Such intangible associations aside, however, it is clear that the fame of Epaminondas has suffered through the relative insignificance of the epoch in which he lived. Historians, by common consent, give him a foremost place among the great Greeks; yet to the generality of readers, to whom such names as Themistocles, Pericles, and Alexander are household words, the name of Epaminondas is almost unknown. This neglect was inevitable, for the events in which this latter hero figured were the events of the declining years of a great nation; events which, far from telling for the up-building of Grecian power, were merely the last preparatory stages for the final overthrow. It seems strange to reflect that the period that intervened between the close of the Peloponnesian War and the final conquest of Greece by Philip of Macedon is a longer period than the entire stretch of the age of Pericles. It was an epoch separated from that golden period of Grecian culture only by the lapse of a single generation; yet how strangely different is the import that it bears to after generations.
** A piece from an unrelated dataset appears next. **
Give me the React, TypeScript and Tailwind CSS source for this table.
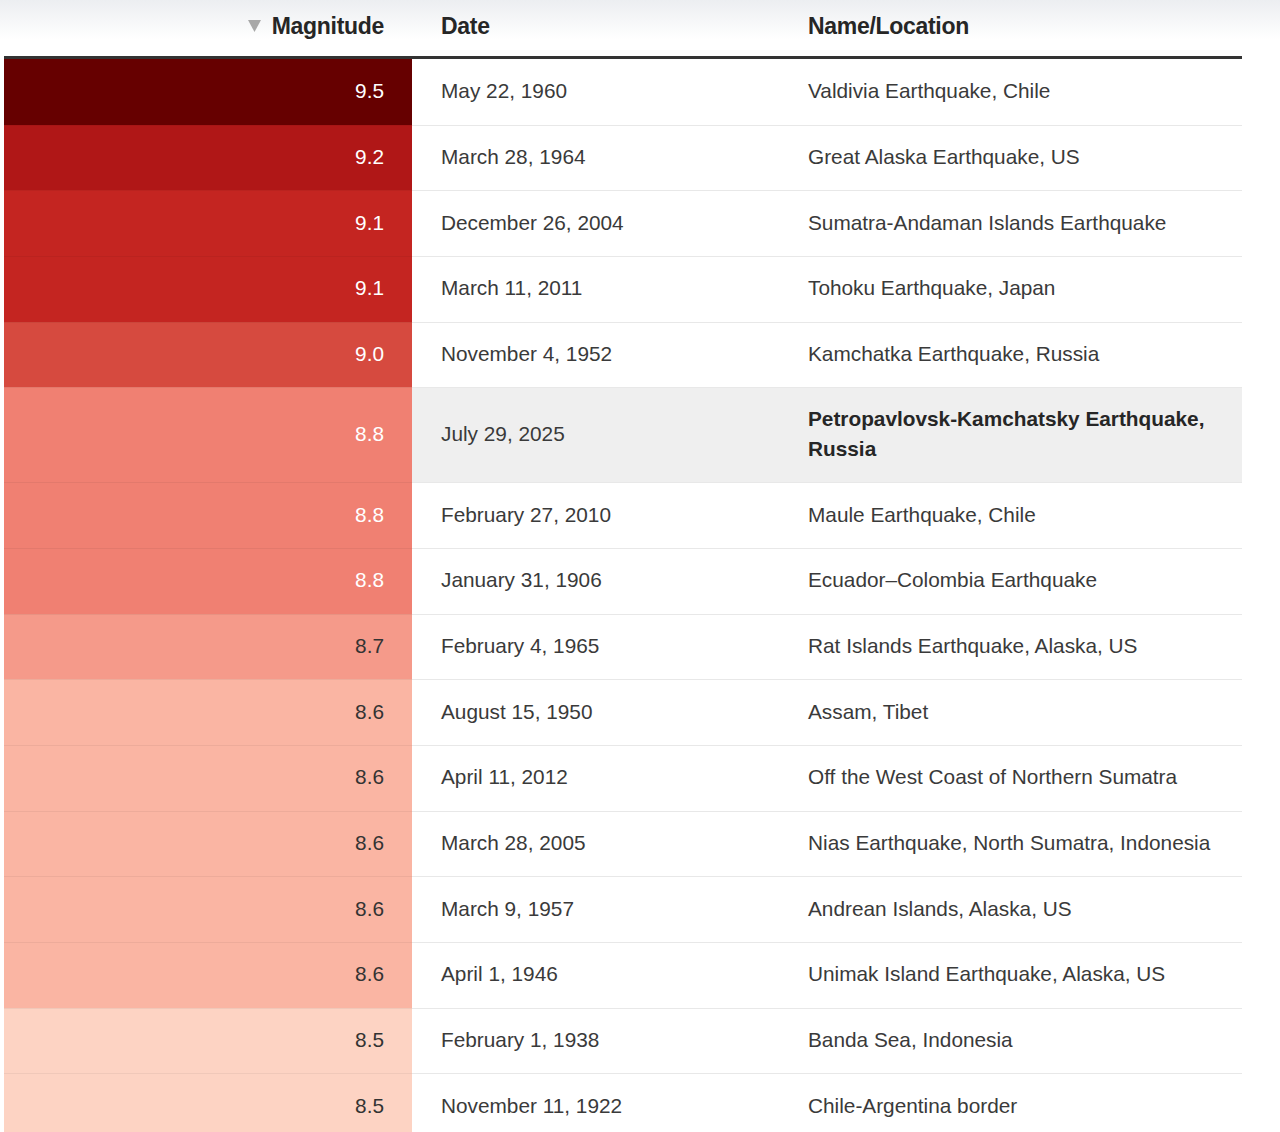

The proud Athens is now the home of a broken and dispirited people. Sparta, after a brief moment of glory, has been laid in the dust. The ascent of Thebes is no more rocket-like than its descent.
When looking on this period one feels that already Greece has ceased to exist, and yet one may well doubt whether any contemporary citizen, say of Athens, could at all have realised the enormous change that had come over the spirit and status of the Greek race. There were still great men in Athens. Perhaps it may have seemed to the Athenian of that day that great men were as numerous as they had ever been. Euripides and Sophocles had left no worthy successors, to be sure; but Aristophanes lived well on into the later period, and in the field of art Praxiteles may easily have seemed to contemporary judgment the peer of Phidias, while in the field of philosophy and science there were such names as Plato, and Aristotle, and Xenophon, and in oratory there was no name in the previous epoch to rival that of Demosthenes.
Such names as these show that Greek genius did not die out in a single hour. A nation once grown to greatness cannot be overthrown in a single generation, unless its entire population be destroyed or scattered as was that of Nineveh. Yet it is none the less certain that Athenian culture was now in its time of decay, however little patency that fact may have had to the contemporary witness. And in looking back, with all that one has learned of the seemingly fixed limits of national existence through study of other peoples, one is forced to the conclusion that perhaps it did not greatly matter that the sturdy Macedonian from the north should have swept down and stamped out the last spark of Athenian power.
The condition of Greece at this time shows that, during the long convulsions, all the old sentiments and associations had been lost, and that Greece had now come to a point at which most of the states could not exist without a protector. It required that fearful training which the Greeks had to submit to for nearly a whole century, before they became capable of living under a really free federal constitution like that of the Achæan League: a firm union into one whole, when the isolated existence of the separate states had become a matter of impossibility. The state of Greece was indescribably sad, and the most atrocious scenes occurred everywhere.
The Spartans might now have enjoyed peace; but they were still incorrigible. When pressed by great difficulties, they always signed the treaties; but when they were out of danger, and the treaties had to be carried into effect, they felt uneasy; they could never prevail upon themselves to exercise self-control, or to give up anything. The Thebans seemed to be ready to accede to the peace; but the Spartans still insisted upon the necessity of Thebes separating from Bœotia, although they had not undertaken the guarantee of the peace; in the Peace of Antalcidas they had done so, but this was not the case now. King Cleombrotus was stationed with an army in Phocis; that army ought now to have been disbanded, and this was the opinion of a few sensible men; but the majority thought that it should be employed in compelling the Thebans to set the Bœotians free. The ruling party at Sparta now hoped to be able to compel Thebes, which was forsaken by all the other Greeks, without any difficulty, especially as some of the Bœotian towns, such as Orchomenos, sided with Sparta. Orchomenos was still dreaming of her ancient splendour and glory, and of the mythical times when Thebes was separated from Bœotia, when Orchomenos was the most powerful city, and Thebes paid tribute to her. These recollections were cherished by the Orchomenians with great and fond partiality; just as if Amalfi wished at present to re-establish the claims of its ancient greatness.